Squeeze is a two-stage codec from circa 1981–1985:

  1. A run-length pre-pass that collapses runs of a repeated byte. The flag byte is 0x90 (“DLE”): the sequence b 0x90 n means “byte b repeated n times” (the first b is emitted literally before the flag, so the run length on the wire is n and n total copies of b appear in the output, with the leading literal counting as one). A literal 0x90 is encoded as 0x90 0x00.
  2. Static Huffman coding of the RLE output. The Huffman tree is built over the byte frequencies plus a distinguished end-of-stream symbol (SPEOF = 256) and is serialised into the stream header as a node table.

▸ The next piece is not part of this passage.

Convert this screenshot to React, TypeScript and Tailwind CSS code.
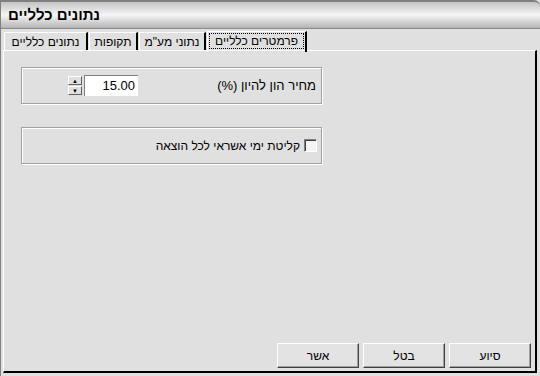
import React from "react";

const font = { fontFamily: '"Liberation Sans", Arial, sans-serif' };

function Tab({ label, width }: { label: string; width: string }) {
  return (
    <div className={`flex h-[18px] items-center justify-center border-l border-t border-white border-r-2 border-r-black text-[12px] leading-[14px] text-black ${width}`} dir="rtl">
      {label}
    </div>
  );
}

function Button({ label }: { label: string }) {
  return (
    <div className="flex h-[25px] w-[82px] items-center justify-center border-l border-t border-white border-r border-b border-r-[#404040] border-b-[#404040] bg-[#e3e3e3] text-[12px] text-black shadow-[inset_-1px_-1px_0_#a0a0a0]" dir="rtl">
      {label}
    </div>
  );
}

export default function App() {
  return (
    <div
      className="flex h-[376px] w-[540px] flex-col overflow-hidden bg-[#e0e0e0] border-l border-l-[#808080]"
      style={font}
    >
      {/* Title bar */}
      <div className="flex h-[29px] shrink-0 items-center border-t-2 border-t-[#808080] border-b border-b-[#8a8a8a] bg-gradient-to-b from-[#c4c4c4] via-[#f6f6f6] to-[#b4b4b4] pl-[7px] rounded-tr-[6px]">
        <span className="text-[15px] font-bold text-black" dir="rtl">
          נתונים כלליים
        </span>
      </div>

      {/* Tabs */}
      <div className="flex h-[21px] shrink-0 items-end gap-[1px] pl-[3px] pt-[2px]">
        <Tab label="נתונים כלליים" width="w-[84px]" />
        <Tab label="תקופות" width="w-[49px]" />
        <Tab label='נתוני מע"מ' width="w-[67px]" />
        <div className="relative z-10 -mb-[2px] flex h-[21px] w-[100px] items-center border-l border-t border-white border-r-2 border-r-black px-[1px] pb-[2px]">
          <div className="flex flex-1 justify-center border border-dotted border-black text-[12px] leading-[14px] text-black" dir="rtl">
            פרמטרים כלליים
          </div>
        </div>
      </div>

      {/* Panel */}
      <div className="ml-[2px] mr-[3px] mb-[3px] flex flex-1 flex-col border-l border-t border-white border-r-2 border-b-2 border-r-black border-b-black">
        <div className="flex flex-1 flex-col px-[17px] pt-[16px]">
          {/* Group 1 */}
          <div className="flex h-[37px] w-[301px] items-center justify-between border border-[#a0a0a0] shadow-[inset_1px_1px_0_#fff,1px_1px_0_#fff] pl-[46px] pr-[5px]">
            <div className="flex items-center">
              <div className="flex h-[19px] w-[14px] flex-col">
                <div className="flex h-[9px] items-center justify-center border-l border-t border-white border-r border-b border-r-[#606060] border-b-[#606060] text-[6px] leading-none text-black">
                  ▲
                </div>
                <div className="mt-[1px] flex h-[9px] items-center justify-center border-l border-t border-white border-r border-b border-r-[#606060] border-b-[#606060] text-[6px] leading-none text-black">
                  ▼
                </div>
              </div>
              <div className="ml-[2px] flex h-[21px] w-[54px] items-center justify-end border-l border-t border-[#808080] bg-white pr-[3px] text-[13px] text-black">
                15.00
              </div>
            </div>
            <span className="text-[13px] text-black" dir="rtl">
              מחיר הון להיון (%)
            </span>
          </div>

          {/* Group 2 */}
          <div className="mt-[23px] flex h-[37px] w-[301px] items-center justify-end gap-[4px] border border-[#a0a0a0] shadow-[inset_1px_1px_0_#fff,1px_1px_0_#fff] pr-[4px]">
            <span className="text-[12px] text-black" dir="rtl">
              קליטת ימי אשראי לכל הוצאה
            </span>
            <div className="h-[13px] w-[13px] border-l border-t border-[#808080] border-r border-b border-r-white border-b-white bg-[#f4f4f4] shadow-[inset_1px_1px_0_#404040]" />
          </div>

          <div className="flex-1" />

          {/* Buttons */}
          <div className="mb-[3px] -mr-[13px] flex justify-end gap-[4px]">
            <Button label="אשר" />
            <Button label="בטל" />
            <Button label="סיוע" />
          </div>
        </div>
      </div>
    </div>
  );
}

§Wire format (raw method payload)

This module implements the codec payload only — no ARC archive header, no filename, no checksum (those live in the ARC container, exactly like the zip-method codecs in this crate). The payload is:

+-----------+========================+======================+
| numnodes  | node table (4·N bytes) | Huffman bitstream     |
| (u16 LE)  | 2× i16 LE per node     | (LSB-first)           |
+-----------+========================+======================+

Each node is a pair of i16 LE children (left, right). A non-negative child is the index of another node; a negative child c is a leaf for the value -(c) - 1 (values 0..=255 are bytes, value 256 is SPEOF, end-of-stream). Decoding walks from node 0: a 0 bit takes the left child, a 1 bit the right. numnodes == 0 denotes the empty stream.

§Scope

Both directions are implemented and validated by round-trip. The decoder reverses the Huffman stage then the RLE stage; the encoder runs RLE then builds and serialises a canonical Huffman tree.

§DoS hygiene

Crafted streams never panic. A malformed node table (out-of-range child index, a cycle, or a leaf value > 256) returns Error::InvalidHuffmanTree; a truncated bitstream that cannot reach a leaf returns Error::UnexpectedEnd; the node count is bounded (<= MAX_NODES); RLE output growth uses checked arithmetic and the run expansion is bounded.

§References

  • Richard Greenlaw’s SQ/USQ (1981) and the ARC method-4 description, widely archived alongside nomarch and the CP/M utilities. Used as a format reference only — no GPL/BSD source copied.

Structs§

ArcSqueeze
Zero-sized marker type implementing Algorithm for ARC Squeeze.
Decoder
Streaming ARC Squeeze decoder.
Encoder
Streaming ARC Squeeze encoder.